The move comes after a compensation market review conducted by the consulting firm Gazda, Houlne & Associates and several in camera meetings between Council, CAO Sue McKenzie and Human Resources Manager Pavlina Thompson to discuss the results of the study.

Contrary to the opinion of some members of the public during last spring’s budget consultation, the consultants’ analysis showed that Clearview has four full-time employees per 1,000 population as compared to 4.5 employees as the average of the comparator group – according to the report, meaning that the Township is delivering services similar to the other municipalities with 11 per cent less full-time staff. The analysis also showed that in 2011, Clearview was staffed 10 per cent lower than the comparator municipalities in terms of its management team.

In terms of pay, the report showed that the Township’s overall pay position was at the 37th percentile, with nearly half of its full-time non-union positions below the 45th percentile.

The new pay structure passed Monday night will adjust pay rates to the 50th percentile and provide a more evenly stepped grid structure. The Township will now have 15 pay grades, with the lowest base salary starting at $32,279 and increasing by five steps of five per cent each to a maximum of $39,221 and the highest starting at $108,835 and increasing by five steps of five per cent each to a maximum of $132,241.

The annual cost of the increased salary structure works out to $69,905.80, plus 30 per cent for benefits equaling a total of $90,877.54. However, recent staffing changes have resulted in 2012 savings of almost $40,000, and further efficiencies are in the planning stages for 2013 and beyond. According to Thompson, the savings as a result of those efficiencies are expected to more than offset the increased annual payroll expenses.

The resolution to institute the new salary grid was moved Monday night by Councillor Brent Preston, who spoke on behalf of Council before the vote.

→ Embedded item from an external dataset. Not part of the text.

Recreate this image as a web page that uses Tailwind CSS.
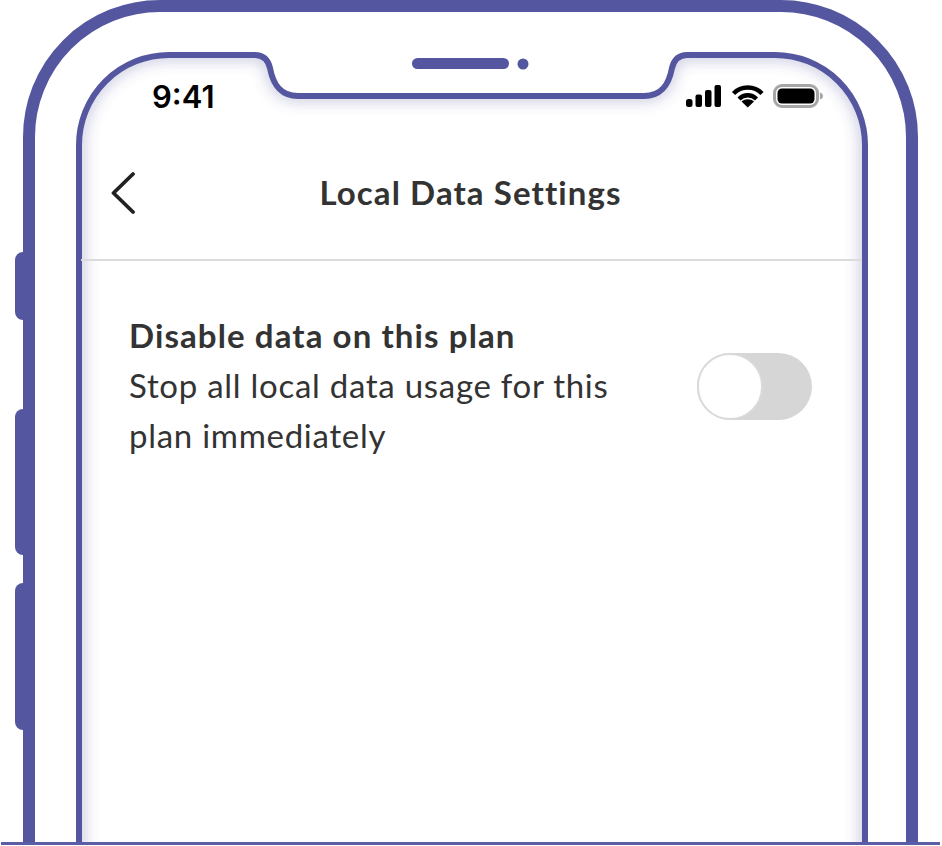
<!DOCTYPE html>
<html lang="en">
  <head>
    <meta charset="UTF-8" />
    <meta name="viewport" content="width=device-width, initial-scale=1.0" />
    <title>Local Data Settings</title>
    <script src="https://cdn.jsdelivr.net/npm/@tailwindcss/browser@4"></script>
  </head>

  <body class="bg-white overflow-hidden font-['Lato',sans-serif]">
    <div class="relative w-[942px] h-[846px] overflow-hidden bg-white">
      <!-- Phone frame -->
      <svg class="absolute inset-0" width="942" height="846" viewBox="0 0 942 846" fill="none">
        <defs>
          <clipPath id="screen">
            <path d="M79 842V145A90 90 0 0 1 169 55H255C264 55 268 60 270 68C273 84 280 96 298 96H644C662 96 669 84 672 68C674 60 678 55 687 55H775A90 90 0 0 1 865 145V842Z" />
          </clipPath>
          <filter id="soft" x="-10%" y="-10%" width="120%" height="120%">
            <feGaussianBlur stdDeviation="7" />
          </filter>
        </defs>
        <!-- inner shadow of the screen -->
        <g clip-path="url(#screen)">
          <path filter="url(#soft)" stroke="#54579f" stroke-opacity="0.3" stroke-width="12" d="M79 860V145A90 90 0 0 1 169 55H255C264 55 268 60 270 68C273 84 280 96 298 96H644C662 96 669 84 672 68C674 60 678 55 687 55H775A90 90 0 0 1 865 145V860" />
        </g>
        <!-- side buttons -->
        <path fill="#54579f" d="M25 252H23A8 8 0 0 0 15 260V312A8 8 0 0 0 23 320H25Z" />
        <path fill="#54579f" d="M25 409H23A8 8 0 0 0 15 417V547A8 8 0 0 0 23 555H25Z" />
        <path fill="#54579f" d="M25 583H23A8 8 0 0 0 15 591V722A8 8 0 0 0 23 730H25Z" />
        <!-- outer body -->
        <path stroke="#54579f" stroke-width="12" d="M29 843V137A131 131 0 0 1 160 6H781A131 131 0 0 1 912 137V843" />
        <!-- screen edge and notch -->
        <path stroke="#54579f" stroke-width="6" d="M79 843V145A90 90 0 0 1 169 55H255C264 55 268 60 270 68C273 84 280 96 298 96H644C662 96 669 84 672 68C674 60 678 55 687 55H775A90 90 0 0 1 865 145V843" />
        <!-- speaker and camera -->
        <rect x="412" y="58" width="97" height="11" rx="5.5" fill="#54579f" />
        <circle cx="523" cy="64" r="5.5" fill="#54579f" />
        <!-- base line -->
        <rect x="1" y="842" width="939" height="3" fill="#5b5ea5" />
      </svg>

      <!-- Screen content -->
      <main class="relative ml-[81px] w-[781px]">
        <!-- Status bar -->
        <div class="flex items-center justify-between h-[35px] mt-[79px] pl-[71px] pr-[37px]">
          <span class="font-['Inter',sans-serif] text-[31px] leading-[35px] font-semibold text-black">9:41</span>
          <svg width="139" height="25" viewBox="0 0 139 25" fill="none">
            <!-- signal -->
            <rect x="0" y="15" width="6.5" height="8" rx="2.5" fill="#000" />
            <rect x="9.5" y="10.5" width="6.5" height="12.5" rx="2" fill="#000" />
            <rect x="19" y="6" width="6.5" height="17" rx="2" fill="#000" />
            <rect x="28.5" y="1" width="6.5" height="22" rx="2" fill="#000" />
            <!-- wifi -->
            <path stroke="#000" stroke-width="4.4" d="M47.5 9.5C55 1.5 68.5 1.5 76 9.5" />
            <path stroke="#000" stroke-width="4.4" d="M53 15C58 10 65.5 10 70.5 15" />
            <path fill="#000" d="M55.5 17.5C59 14.5 64.5 14.5 68 17.5L61.75 23.5Z" />
            <!-- battery -->
            <rect x="88.5" y="1.5" width="43" height="21" rx="7.5" stroke="#a6a6a6" stroke-width="3" />
            <rect x="91.5" y="4.5" width="37" height="15" rx="4.5" fill="#000" />
            <path fill="#a6a6a6" d="M134 8.5C136 9 137 10.5 137 12C137 13.5 136 15 134 15.5Z" />
          </svg>
        </div>

        <!-- Header -->
        <header class="relative flex items-center justify-center h-[147px] border-b-2 border-[#dcdcdc]">
          <svg class="absolute left-[30px] top-[57px]" width="26" height="44" viewBox="0 0 26 44" fill="none">
            <path stroke="#222" stroke-width="3.8" stroke-linecap="round" stroke-linejoin="round" d="M22 3L2.5 22L22 41" />
          </svg>
          <h1 class="pt-[11px] pr-[2px] text-[33px] leading-10 font-bold tracking-[1.1px] text-[#333]">Local Data Settings</h1>
        </header>

        <!-- Setting row -->
        <section class="flex items-start justify-between pt-[49px] pl-[48px] pr-[50px]">
          <div class="w-[500px] text-[33px] leading-[50px] tracking-[0.72px] text-[#333]">
            <h2 class="font-bold tracking-[1.1px]">Disable data on this plan</h2>
            <p>Stop all local data usage for this plan immediately</p>
          </div>
          <div class="mt-[43px] w-[115px] h-[67px] rounded-full bg-[#d6d6d6]">
            <div class="w-[66px] h-[67px] rounded-full bg-white border-2 border-[#dadada]"></div>
          </div>
        </section>
      </main>
    </div>
  </body>
</html>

“We’ve been working on this for a long time in camera,” said Preston. “When I first arrived on Council, there were a lot of questions that couldn’t be answered about how much value we were getting for the money we were spending. This is the first public indication of the progress we’ve made, and I’m really happy with the results.”

Preston emphasized three points in his comments – that the Township has found and continues to find efficiencies, that it can now say that it is paying fairly for good service, and that the next step is to develop a performance management plan that sets out a framework for pay increases and promotions based on performance.

With that, the motion was passed unanimously by Council.

Duntroon Quarry Resolution

With about 30 employees of Walker Aggregates’ Duntroon Quarry looking on, Clearview Council passed a motion Monday night reiterating its support for the quarry’s proposed expansion, in the face of the Niagara Escarpment Commission’s recent decision to request a judicial review of the Consolidated Hearing Board’s decision to approve the project.

Monday night’s motion came after a deputation from Walker employee Mike Saunders, who noted that many of the quarry employees will face layoffs if the judicial review extends into next year.

The motion based its support on “the fairness of the Consolidated Hearing Process,” and noted that the expansion will “provide important revenues to the Township of Clearview, promote the local economy while contributing generously to the benefit of all the community, all the while proposing state of the art protection of the environment.”

Councillor Brent Preston provided the sole vote against the motion, noting that while he agreed that it’s time to move on on the quarry file, he felt he had to stay true to his opposition to the project, voiced during his campaign. Councillor Thom Paterson was absent from Monday’s meeting.

Council’s motion will be forwarded to Simcoe County, the Ministry of Natural Resources, the Attorney General and the other Niagara Escarpment Commission member municipalities.